My money’s on the latter. While some men can get away with a mop-top look – for a few months, at least – in my friendship circle of women, very long hair has become equated with split ends and a certain witchy effect. I knew something had to change for me when I could no longer convincingly wear my hair “up”, because there was simply too much of it. Washing it became a whole-day affair, something to be tackled in bursts between Zoom meetings. In the winter months, it was like a kitchen-sink sponge: never fully dry.
So I finally made an appointment with one of the many enterprising hairdressers who have pivoted to at-home cuts. I wondered if I would miss the accoutrements of the salon: the slippery black robe, fashion magazines from three seasons ago, a chorus of hairdryers and the question, “So, doing anything fun tonight?”

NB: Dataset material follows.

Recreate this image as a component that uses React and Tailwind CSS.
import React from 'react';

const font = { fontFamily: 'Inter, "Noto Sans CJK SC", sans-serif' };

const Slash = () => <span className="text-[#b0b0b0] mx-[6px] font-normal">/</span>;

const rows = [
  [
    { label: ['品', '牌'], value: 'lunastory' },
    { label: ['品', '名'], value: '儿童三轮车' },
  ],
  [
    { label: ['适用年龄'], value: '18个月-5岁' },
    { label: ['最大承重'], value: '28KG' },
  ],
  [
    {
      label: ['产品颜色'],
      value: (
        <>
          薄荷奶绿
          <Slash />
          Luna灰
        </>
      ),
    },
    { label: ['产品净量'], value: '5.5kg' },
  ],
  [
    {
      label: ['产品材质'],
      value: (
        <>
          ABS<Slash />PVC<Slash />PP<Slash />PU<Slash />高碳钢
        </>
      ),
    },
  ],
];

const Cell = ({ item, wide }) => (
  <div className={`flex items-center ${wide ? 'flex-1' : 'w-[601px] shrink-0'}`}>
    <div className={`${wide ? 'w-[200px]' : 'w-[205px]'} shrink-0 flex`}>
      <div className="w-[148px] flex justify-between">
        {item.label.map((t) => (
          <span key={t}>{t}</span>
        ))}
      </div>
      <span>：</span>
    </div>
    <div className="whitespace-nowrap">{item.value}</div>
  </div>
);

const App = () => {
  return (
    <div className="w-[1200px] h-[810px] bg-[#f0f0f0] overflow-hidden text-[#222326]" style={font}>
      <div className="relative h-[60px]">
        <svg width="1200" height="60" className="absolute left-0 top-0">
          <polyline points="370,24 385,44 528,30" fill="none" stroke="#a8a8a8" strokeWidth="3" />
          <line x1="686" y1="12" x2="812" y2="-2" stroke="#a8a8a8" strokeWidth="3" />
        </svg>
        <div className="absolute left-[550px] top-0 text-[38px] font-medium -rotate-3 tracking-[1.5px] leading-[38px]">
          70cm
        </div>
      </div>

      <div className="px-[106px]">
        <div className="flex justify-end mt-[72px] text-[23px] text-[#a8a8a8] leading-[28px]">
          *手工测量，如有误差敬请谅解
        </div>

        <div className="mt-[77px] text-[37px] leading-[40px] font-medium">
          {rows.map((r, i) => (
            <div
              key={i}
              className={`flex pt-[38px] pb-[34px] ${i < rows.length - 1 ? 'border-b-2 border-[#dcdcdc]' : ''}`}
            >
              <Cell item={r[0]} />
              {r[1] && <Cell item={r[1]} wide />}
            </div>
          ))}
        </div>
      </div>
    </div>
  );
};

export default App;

I did miss all of this as hairdresser Vivian and I positioned ourselves on various pieces of lawn furniture in the baking hot sun. (“If I cut it outside, you don’t need to clean it up,” she had explained.) But there were other things about the salon I didn’t miss, like the weird feeling of stretching the back of your neck over porcelain for the wash, the hard sell of products on the way out and the staggering inefficiency of an afternoon spent sitting still in a revolving chair.
I had been dreading the conversation. Vivian seemed lovely, but it had been so long since I had interacted in person for an extended period with anyone outside my family. Small talk doesn’t come easy these days.
At a recent social gathering, the universal ice-breaker was “So, how was your pandemic?” The answers were heavy: people had lost relatives, jobs, a sense of security in the world. But to be forced to keep the chatter on a surface level was actually delightful: to glide over the weather and kids and travel plans, and to be touched and cared for while doing it.
It was a portable, weighted blanket, a ballast against tidal waves of terrible news and February’s freezing rain.
After the haircut, I sent Vivian her payment on Venmo and went back inside my house to do that thing every woman does after a chop: fuss over the new length, change the part, resolve to ask for a fringe next time.
As for what remained outside, I hope the birds make nests out of it. Their little fluffy babies love the big tree in our front yard. Waddling around, unable to fly, they looked so helpless that I investigated whether I ought to do anything to protect them. The answer, according to the local wildlife authorities, was to do nothing: mothers are likely nearby. Their message? Leave nature alone.